─── RECORD EXCERPTS

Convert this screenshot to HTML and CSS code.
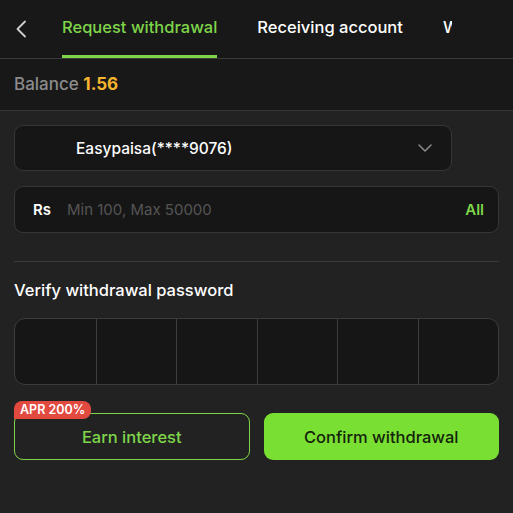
FILE: index.html
```html
<!DOCTYPE html>
<html lang="en">
<head>
  <meta charset="UTF-8">
  <title>Withdraw</title>
  <link rel="stylesheet" href="styles.css">
</head>
<body>

  <!-- Top tabs -->
  <div class="topbar">
    <div class="back">
      <svg width="12" height="18" viewBox="0 0 12 18"><path d="M10 1.5 L2.5 9 L10 16.5" fill="none" stroke="#cfcfcf" stroke-width="1.8" stroke-linecap="round" stroke-linejoin="round"/></svg>
    </div>
    <div class="tabs">
      <div class="tab active">Request withdrawal</div>
      <div class="tab">Receiving account</div>
      <div class="tab">Withdrawal records</div>
    </div>
  </div>

  <div class="balance">Balance <b>1.56</b></div>

  <div class="main">
    <div class="select">
      <span>Easypaisa(****9076)</span>
      <svg width="14" height="8" viewBox="0 0 14 8"><path d="M1 1 L7 7 L13 1" fill="none" stroke="#8a8a8a" stroke-width="1.5" stroke-linecap="round" stroke-linejoin="round"/></svg>
    </div>

    <div class="amount">
      <span class="cur">Rs</span>
      <span class="ph">Min 100, Max 50000</span>
      <span class="all">All</span>
    </div>

    <div class="divider"></div>

    <h3 class="label">Verify withdrawal password</h3>
    <div class="pin">
      <div></div><div></div><div></div><div></div><div></div><div></div>
    </div>

    <div class="actions">
      <button class="earn"><span class="badge">APR 200%</span>Earn interest</button>
      <button class="confirm">Confirm withdrawal</button>
    </div>
  </div>

</body>
</html>
```

FILE: styles.css
```css
body { margin: 0; background: #222222; font-family: Inter, "Noto Sans", sans-serif; color: #fff; }

.topbar { display: flex; height: 58px; background: #181818; border-bottom: 1px solid #3a3a3a; }
.back { width: 62px; display: flex; align-items: center; padding-left: 15px; box-sizing: border-box; }
.tabs { display: flex; gap: 40px; width: 390px; overflow: hidden; white-space: nowrap; }
.tab { font-size: 16.5px; font-weight: 500; line-height: 55px; border-bottom: 3px solid transparent; color: #fff; }
.tab.active { color: #7fd54a; border-bottom-color: #7fd54a; }

.balance { height: 51px; line-height: 51px; padding-left: 14px; background: #181818; border-bottom: 1px solid #353535; color: #8c8c8c; font-size: 17px; font-weight: 500; }
.balance b { color: #f7b52e; font-weight: 700; }

.main { padding: 14px 14px; }

.select { width: 438px; height: 46px; box-sizing: border-box; display: flex; align-items: center; justify-content: space-between; padding: 0 19px 0 61px; background: #161616; border: 1px solid #363636; border-radius: 9px; font-size: 15.5px; font-weight: 500; }

.amount { margin-top: 15px; height: 47px; box-sizing: border-box; display: flex; align-items: center; padding: 0 14px 0 18px; background: #161616; border: 1px solid #363636; border-radius: 9px; font-size: 15px; }
.amount .cur { font-weight: 600; width: 34px; }
.amount .ph { flex: 1; color: #555; }
.amount .all { color: #7fd54a; font-weight: 600; }

.divider { height: 1px; background: #3a3a3a; margin: 28px 0 0; }

.label { margin: 16px 0 16px; font-size: 16.5px; font-weight: 500; line-height: 24px; }

.pin { display: grid; grid-template-columns: repeat(6, 1fr); height: 67px; box-sizing: border-box; background: #161616; border: 1px solid #3c3c3c; border-radius: 11px; overflow: hidden; }
.pin div { border-left: 1px solid #3c3c3c; }
.pin div:first-child { border-left: none; }

.actions { display: grid; grid-template-columns: 1fr 1fr; gap: 14px; margin-top: 28px; }
.actions button { position: relative; height: 47px; border-radius: 9px; font-family: inherit; font-size: 16.5px; font-weight: 500; }
.earn { background: transparent; border: 1px solid #7fd54a; color: #7fd54a; }
.confirm { background: #79df33; border: none; color: #14240b; }
.badge { position: absolute; left: -1px; top: -13px; height: 18px; line-height: 18px; padding: 0 6px; background: #e2493f; color: #fff; font-size: 12.5px; font-weight: 600; border-radius: 8px 8px 8px 0; }
```
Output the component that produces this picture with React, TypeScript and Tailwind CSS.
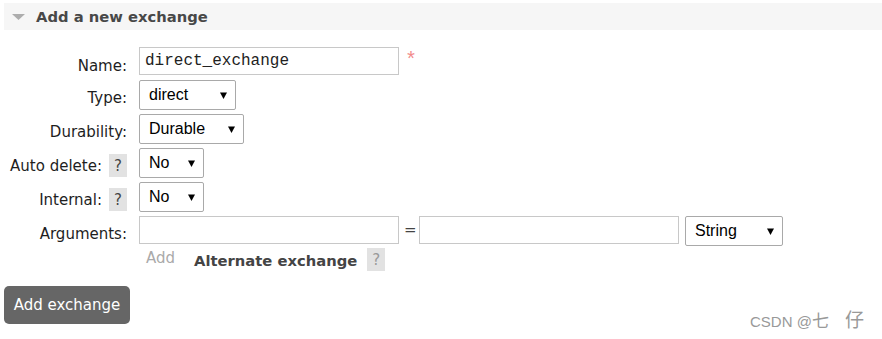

──────

WHAT THE EXERCISE ASKS: Restate each line of the records exactly; pictures do not belong in the copy.

THE RESULT:
Convert this screenshot to HTML and CSS code.
FILE: index.html
```html
<!DOCTYPE html>
<html lang="en">
<head>
  <meta charset="UTF-8">
  <title>Withdraw</title>
  <link rel="stylesheet" href="styles.css">
</head>
<body>

  <!-- Top tabs -->
  <div class="topbar">
    <div class="back">
      <svg width="12" height="18" viewBox="0 0 12 18"><path d="M10 1.5 L2.5 9 L10 16.5" fill="none" stroke="#cfcfcf" stroke-width="1.8" stroke-linecap="round" stroke-linejoin="round"/></svg>
    </div>
    <div class="tabs">
      <div class="tab active">Request withdrawal</div>
      <div class="tab">Receiving account</div>
      <div class="tab">Withdrawal records</div>
    </div>
  </div>

  <div class="balance">Balance <b>1.56</b></div>

  <div class="main">
    <div class="select">
      <span>Easypaisa(****9076)</span>
      <svg width="14" height="8" viewBox="0 0 14 8"><path d="M1 1 L7 7 L13 1" fill="none" stroke="#8a8a8a" stroke-width="1.5" stroke-linecap="round" stroke-linejoin="round"/></svg>
    </div>

    <div class="amount">
      <span class="cur">Rs</span>
      <span class="ph">Min 100, Max 50000</span>
      <span class="all">All</span>
    </div>

    <div class="divider"></div>

    <h3 class="label">Verify withdrawal password</h3>
    <div class="pin">
      <div></div><div></div><div></div><div></div><div></div><div></div>
    </div>

    <div class="actions">
      <button class="earn"><span class="badge">APR 200%</span>Earn interest</button>
      <button class="confirm">Confirm withdrawal</button>
    </div>
  </div>

</body>
</html>
```

FILE: styles.css
```css
body { margin: 0; background: #222222; font-family: Inter, "Noto Sans", sans-serif; color: #fff; }

.topbar { display: flex; height: 58px; background: #181818; border-bottom: 1px solid #3a3a3a; }
.back { width: 62px; display: flex; align-items: center; padding-left: 15px; box-sizing: border-box; }
.tabs { display: flex; gap: 40px; width: 390px; overflow: hidden; white-space: nowrap; }
.tab { font-size: 16.5px; font-weight: 500; line-height: 55px; border-bottom: 3px solid transparent; color: #fff; }
.tab.active { color: #7fd54a; border-bottom-color: #7fd54a; }

.balance { height: 51px; line-height: 51px; padding-left: 14px; background: #181818; border-bottom: 1px solid #353535; color: #8c8c8c; font-size: 17px; font-weight: 500; }
.balance b { color: #f7b52e; font-weight: 700; }

.main { padding: 14px 14px; }

.select { width: 438px; height: 46px; box-sizing: border-box; display: flex; align-items: center; justify-content: space-between; padding: 0 19px 0 61px; background: #161616; border: 1px solid #363636; border-radius: 9px; font-size: 15.5px; font-weight: 500; }

.amount { margin-top: 15px; height: 47px; box-sizing: border-box; display: flex; align-items: center; padding: 0 14px 0 18px; background: #161616; border: 1px solid #363636; border-radius: 9px; font-size: 15px; }
.amount .cur { font-weight: 600; width: 34px; }
.amount .ph { flex: 1; color: #555; }
.amount .all { color: #7fd54a; font-weight: 600; }

.divider { height: 1px; background: #3a3a3a; margin: 28px 0 0; }

.label { margin: 16px 0 16px; font-size: 16.5px; font-weight: 500; line-height: 24px; }

.pin { display: grid; grid-template-columns: repeat(6, 1fr); height: 67px; box-sizing: border-box; background: #161616; border: 1px solid #3c3c3c; border-radius: 11px; overflow: hidden; }
.pin div { border-left: 1px solid #3c3c3c; }
.pin div:first-child { border-left: none; }

.actions { display: grid; grid-template-columns: 1fr 1fr; gap: 14px; margin-top: 28px; }
.actions button { position: relative; height: 47px; border-radius: 9px; font-family: inherit; font-size: 16.5px; font-weight: 500; }
.earn { background: transparent; border: 1px solid #7fd54a; color: #7fd54a; }
.confirm { background: #79df33; border: none; color: #14240b; }
.badge { position: absolute; left: -1px; top: -13px; height: 18px; line-height: 18px; padding: 0 6px; background: #e2493f; color: #fff; font-size: 12.5px; font-weight: 600; border-radius: 8px 8px 8px 0; }
```
Output the component that produces this picture with React, TypeScript and Tailwind CSS.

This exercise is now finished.